Today’s Word from Keyboardist Sheila Weidendorf…
I once lived in a house set amid wooded hills. Behind the house a path led up one such hill, winding its lovely way through the forest. But at night, the path disappeared from view beneath the veil of darkness. In the dead of night, no path was perceptible.
This season of Advent leading up to Christmas (fortuitously just about concurrent with the winter solstice!) marks weeks of gathering darkness. The life-blood sap of trees returns to the roots, animals hibernate, much of the natural world goes dormant, both saving and gathering energy that will again give rise to new life come spring. We humans, however, have lost sight of the natural rise of fall of things—the holiday season typically requiring us to be busier than ever, rather than take a note from the natural world and turn within to embrace the cold and the dark as the gifts they are, as opportunities to know ourselves and our God more fully.
Of course, the dark nights do not always feel like gifts. Some days (or weeks, or months, or even years) can seem to last forever in interminable hardship, or sorrow… or, one could say, darkness. Have not most of us experienced a grief so great, a challenge so seemingly impossible, a sorrow so deep that it seemed no end was in sight? No light at the end of the tunnel, no port in which to safely moor, no safety from the storm, no solution discerned? Indeed, it seems to me entirely human to pass through the occasional “dark night of the soul,” when we feel completely alone, cut off from both God and the human community, given over to despair. The entire Book of Lamentations in the Old Testament is, essentially, a series of poems of despair, of alienation from, or fear of, abandonment by the Creator. And even Jesus called out from the cross, “Why Father? Why have you forsaken me?!?”

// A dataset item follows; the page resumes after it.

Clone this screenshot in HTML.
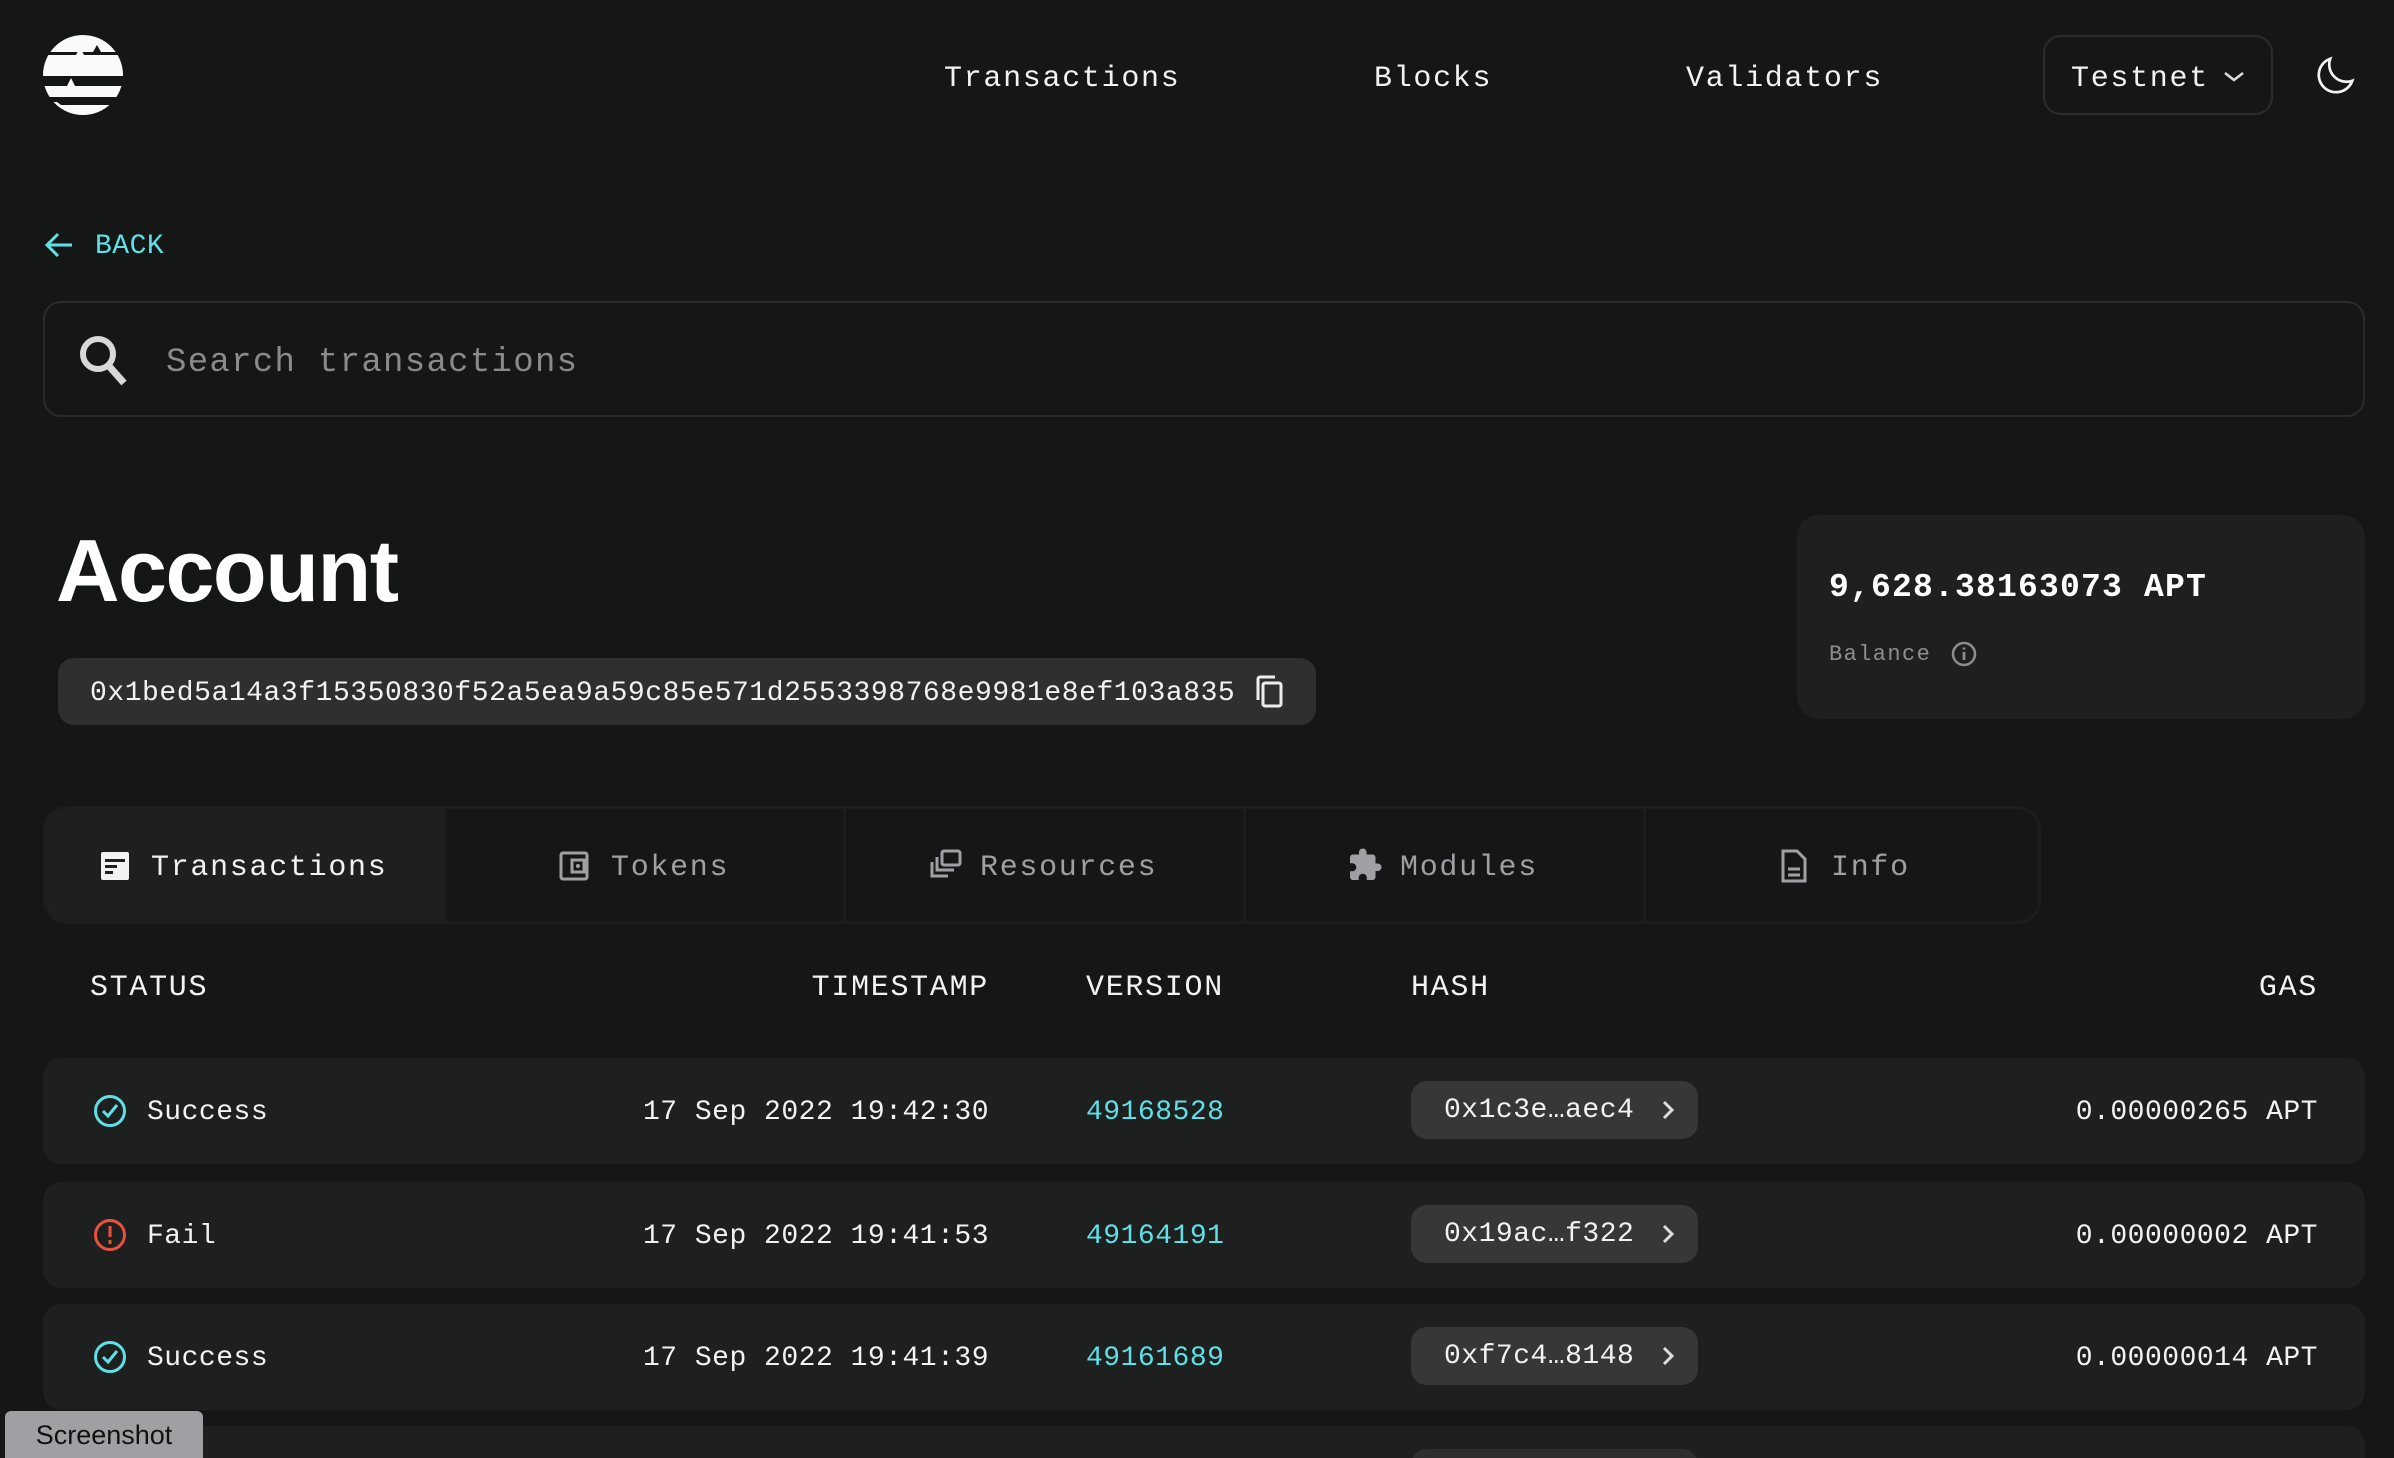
<!DOCTYPE html>
<html style="width:2394px;height:1458px;overflow:hidden"><head><meta charset="utf-8"><style>
*{margin:0;padding:0;box-sizing:border-box}
body{width:2394px;height:1458px;background:#151717;overflow:hidden;position:relative;font-family:"Liberation Mono",monospace;color:#f2f2f2}
.a{position:absolute;white-space:nowrap}
.nav{font-size:30px;letter-spacing:1.7px;line-height:40px;top:59px}
.row{position:absolute;left:43px;width:2322px;height:106px;background:#1e2020;border-radius:18px}
.t{position:absolute;font-size:28px;letter-spacing:0.5px;line-height:40px;top:35px;white-space:nowrap}
.hp{position:absolute;left:1368px;top:23px;width:287px;height:58px;background:#363838;border-radius:16px}
.tl{position:absolute;font-size:30px;letter-spacing:1.7px;line-height:40px;top:39px;color:#a0a0a4;white-space:nowrap}
.h{position:absolute;top:968px;font-size:30px;letter-spacing:1.7px;line-height:40px}
</style></head><body>
<svg class="a" style="left:43px;top:35px" width="80" height="80" viewBox="0 0 80 80">
<defs><clipPath id="c"><ellipse cx="40" cy="40" rx="40" ry="40"/></clipPath></defs>
<g clip-path="url(#c)" fill="#fafafa">
<path d="M0 0H80V17H58L54 10L50 17H0Z"/>
<path d="M0 20H33L37 12L41 20H80V41H0Z"/>
<path d="M0 51H24L28 43L32 51H80V62H0Z"/>
<path d="M0 67H14L18 70H80V80H0Z"/>
</g></svg>
<div class="a nav" style="left:944px">Transactions</div>
<div class="a nav" style="left:1374px">Blocks</div>
<div class="a nav" style="left:1686px">Validators</div>
<div class="a" style="left:2043px;top:35px;width:230px;height:80px;border:2px solid #2b2d2d;border-radius:18px"></div>
<div class="a nav" style="left:2071px">Testnet</div>
<svg class="a" style="left:2222px;top:70px" width="24" height="14" viewBox="0 0 24 14"><path d="M3 3L12 10L21 3" stroke="#ddd" stroke-width="2.5" fill="none"/></svg>
<svg class="a" style="left:2313px;top:52px" width="46" height="46" viewBox="0 0 24 24"><path d="M20.5 15A9 9 0 0 1 9 3.5 9 9 0 1 0 20.5 15Z" stroke="#f2f2f2" stroke-width="1.4" fill="none"/></svg>

<svg class="a" style="left:44px;top:231px" width="30" height="28" viewBox="0 0 30 28"><path d="M14 3L3 14L14 25M3 14H28" stroke="#5ee0e6" stroke-width="3" fill="none"/></svg>
<div class="a" style="left:95px;top:229px;font-size:28px;letter-spacing:0.5px;color:#5ee0e6;line-height:36px">BACK</div>

<div class="a" style="left:43px;top:301px;width:2322px;height:116px;border:2px solid #2a2c2c;border-radius:18px"></div>
<svg class="a" style="left:74px;top:331px" width="56" height="56" viewBox="0 0 56 56"><circle cx="24" cy="23" r="15" stroke="#d8d8d8" stroke-width="6" fill="none"/><path d="M34 34L50 52" stroke="#d8d8d8" stroke-width="7"/></svg>
<div class="a" style="left:166px;top:341px;font-size:34px;letter-spacing:1.3px;line-height:44px;color:#8a8a8d">Search transactions</div>

<div class="a" style="left:56px;top:516px;font-family:'Liberation Sans',sans-serif;font-weight:bold;font-size:88px;line-height:110px;letter-spacing:-1.5px;color:#fff">Account</div>
<div class="a" style="left:58px;top:658px;width:1258px;height:67px;background:#2e3030;border-radius:16px"></div>
<div class="a" style="left:90px;top:674px;font-size:28px;letter-spacing:0.55px;line-height:40px">0x1bed5a14a3f15350830f52a5ea9a59c85e571d2553398768e9981e8ef103a835</div>
<svg class="a" style="left:1254px;top:674px" width="32" height="36" viewBox="0 0 32 36"><rect x="9" y="9" width="18" height="23" rx="2" stroke="#eee" stroke-width="3" fill="none"/><path d="M4 26V5a2 2 0 0 1 2-2H21" stroke="#eee" stroke-width="3" fill="none"/></svg>

<div class="a" style="left:1797px;top:515px;width:568px;height:204px;background:#1e2020;border-radius:22px"></div>
<div class="a" style="left:1829px;top:566px;font-size:33px;font-weight:bold;letter-spacing:1.2px;line-height:44px;color:#fff">9,628.38163073 APT</div>
<div class="a" style="left:1829px;top:640px;font-size:22px;letter-spacing:1.4px;line-height:30px;color:#8d8d92">Balance</div>
<svg class="a" style="left:1950px;top:640px" width="28" height="28" viewBox="0 0 28 28"><circle cx="14" cy="14" r="11" stroke="#8d8d92" stroke-width="2.5" fill="none"/><path d="M14 12V20M14 7.5V9.5" stroke="#8d8d92" stroke-width="2.8"/></svg>

<div class="a" style="left:43px;top:806px;width:1998px;height:118px;border:3px solid #1c1e1e;border-radius:24px;background:#151717;overflow:hidden">
<div style="position:absolute;left:0;top:0;width:398px;height:118px;background:#1e2020"></div>
<div style="position:absolute;left:397px;top:0;width:3px;height:118px;background:#1c1e1e"></div>
<div style="position:absolute;left:797px;top:0;width:3px;height:118px;background:#1c1e1e"></div>
<div style="position:absolute;left:1197px;top:0;width:3px;height:118px;background:#1c1e1e"></div>
<div style="position:absolute;left:1597px;top:0;width:3px;height:118px;background:#1c1e1e"></div>
</div>
<svg class="a" style="left:99px;top:850px" width="32" height="32" viewBox="0 0 32 32"><rect x="2" y="2" width="28" height="28" rx="2" fill="#f2f2f2"/><rect x="6" y="9" width="20" height="3" fill="#1e2020"/><rect x="6" y="15" width="12" height="3" fill="#1e2020"/><rect x="6" y="21" width="8" height="3" fill="#1e2020"/></svg>
<div class="a tl" style="left:151px;top:848px;color:#f2f2f2">Transactions</div>
<svg class="a" style="left:558px;top:850px" width="32" height="32" viewBox="0 0 32 32"><rect x="3" y="3" width="26" height="26" rx="2" stroke="#a0a0a4" stroke-width="3" fill="none"/><rect x="14" y="10" width="12" height="12" stroke="#a0a0a4" stroke-width="3" fill="none"/><circle cx="20" cy="16" r="2" fill="#a0a0a4"/></svg>
<div class="a tl" style="left:611px;top:848px">Tokens</div>
<svg class="a" style="left:928px;top:848px" width="36" height="34" viewBox="0 0 36 34"><rect x="14" y="3" width="18" height="14" rx="2" stroke="#a0a0a4" stroke-width="3" fill="none"/><path d="M9 9V22H26M4 14V28H20" stroke="#a0a0a4" stroke-width="3" fill="none"/></svg>
<div class="a tl" style="left:980px;top:848px">Resources</div>
<svg class="a" style="left:1346px;top:847px" width="38" height="36" viewBox="0 0 24 24"><path d="M20.5 11H19V7c0-1.1-.9-2-2-2h-4V3.5C13 2.12 11.88 1 10.5 1S8 2.12 8 3.5V5H4c-1.1 0-2 .9-2 2v3.8h1.5c1.49 0 2.7 1.21 2.7 2.7s-1.21 2.7-2.7 2.7H2V20c0 1.1.9 2 2 2h3.8v-1.5c0-1.490 1.21-2.7 2.7-2.7s2.7 1.21 2.7 2.7V22H17c1.1 0 2-.9 2-2v-4h1.5c1.38 0 2.5-1.12 2.5-2.5S21.88 11 20.5 11z" fill="#a0a0a4"/></svg>
<div class="a tl" style="left:1400px;top:848px">Modules</div>
<svg class="a" style="left:1780px;top:848px" width="28" height="36" viewBox="0 0 28 36"><path d="M3 3H17L25 11V33H3Z" stroke="#a0a0a4" stroke-width="3" fill="none"/><path d="M8 21H20M8 27H20" stroke="#a0a0a4" stroke-width="3"/></svg>
<div class="a tl" style="left:1831px;top:848px">Info</div>

<div class="h" style="left:90px">STATUS</div>
<div class="h" style="right:1405px">TIMESTAMP</div>
<div class="h" style="left:1086px">VERSION</div>
<div class="h" style="left:1411px">HASH</div>
<div class="h" style="right:76px">GAS</div>

<div class="row" style="top:1058px">
<svg style="position:absolute;left:50px;top:36px" width="34" height="34" viewBox="0 0 34 34"><circle cx="17" cy="17" r="14.5" stroke="#5ee0e6" stroke-width="3" fill="none"/><path d="M10 17L15 22L24 11" stroke="#5ee0e6" stroke-width="3" fill="none"/></svg>
<div class="t" style="left:104px">Success</div>
<div class="t" style="right:1376px">17 Sep 2022 19:42:30</div>
<div class="t" style="left:1043px;color:#5ee0e6">49168528</div>
<div class="hp"><div class="t" style="left:33px;top:10px">0x1c3e…aec4</div><svg style="position:absolute;left:250px;top:18px" width="14" height="22" viewBox="0 0 14 22"><path d="M3 3L11 11L3 19" stroke="#ddd" stroke-width="3" fill="none"/></svg></div>
<div class="t" style="right:47px">0.00000265 APT</div>
</div>
<div class="row" style="top:1182px">
<svg style="position:absolute;left:50px;top:36px" width="34" height="34" viewBox="0 0 34 34"><circle cx="17" cy="17" r="14.5" stroke="#e5533f" stroke-width="3" fill="none"/><path d="M17 8V19M17 22V26" stroke="#e5533f" stroke-width="3"/></svg>
<div class="t" style="left:104px">Fail</div>
<div class="t" style="right:1376px">17 Sep 2022 19:41:53</div>
<div class="t" style="left:1043px;color:#5ee0e6">49164191</div>
<div class="hp"><div class="t" style="left:33px;top:10px">0x19ac…f322</div><svg style="position:absolute;left:250px;top:18px" width="14" height="22" viewBox="0 0 14 22"><path d="M3 3L11 11L3 19" stroke="#ddd" stroke-width="3" fill="none"/></svg></div>
<div class="t" style="right:47px">0.00000002 APT</div>
</div>
<div class="row" style="top:1304px">
<svg style="position:absolute;left:50px;top:36px" width="34" height="34" viewBox="0 0 34 34"><circle cx="17" cy="17" r="14.5" stroke="#5ee0e6" stroke-width="3" fill="none"/><path d="M10 17L15 22L24 11" stroke="#5ee0e6" stroke-width="3" fill="none"/></svg>
<div class="t" style="left:104px">Success</div>
<div class="t" style="right:1376px">17 Sep 2022 19:41:39</div>
<div class="t" style="left:1043px;color:#5ee0e6">49161689</div>
<div class="hp"><div class="t" style="left:33px;top:10px">0xf7c4…8148</div><svg style="position:absolute;left:250px;top:18px" width="14" height="22" viewBox="0 0 14 22"><path d="M3 3L11 11L3 19" stroke="#ddd" stroke-width="3" fill="none"/></svg></div>
<div class="t" style="right:47px">0.00000014 APT</div>
</div>
<div class="row" style="top:1426px;height:32px;border-radius:18px 18px 0 0;overflow:hidden"><div class="hp" style="background:#2e3030"></div></div>

<div class="a" style="left:5px;top:1411px;width:198px;height:47px;background:#9fa0a3;border-radius:6px 6px 0 0;font-family:'Liberation Sans',sans-serif;font-size:27px;color:#111;line-height:48px;text-align:center">Screenshot</div>
</body></html>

How easy it is to forget that the path forward still winds its way through the woods, whether or not we can see it! Too, life is rich in vicissitudes! There are no mountains without valleys, no heights without depths, no light without darkness. The trouble is that we view the world—and maybe ourselves—too readily through the lens of a limiting dualism rather than expand our awareness to the fullness of the possibilities of human life. Isn’t that evidenced by the very birth of the Christ child, of God made manifest on earth in human form to show us there is no separation at all, no distance between the darkness and the light? When we feel overcome by our own dark nights of the soul, may we be reminded that the dawn is nigh, and the path leading us toward morning is always revealed in Grace.
[Just a footnote about my hymn selection: It has always been common for folk tunes to make their way into other musical forms, whether hymnody or symphony. The Finnish folk tune used for this hymn was—in its original expression—a popular love song. This upset the Suomi (Finnish) Synod so much that, in 1958, they refused to include the hymn that used its melody in their hymnal. Lucky for us it still found its way into the current hymnody!]
Click here to listen to my version of this hymn.
Sheila Weidendorf
Tune: Tuoll’ on mun kultani (A Finnish Folk Tune)
Text: Trans. by Olav Lee from a Norwegian version of the Finnish tune.
[Olav Lee (1859-1943) was on the faculty of St. Olav College in Northfield, Minnesota]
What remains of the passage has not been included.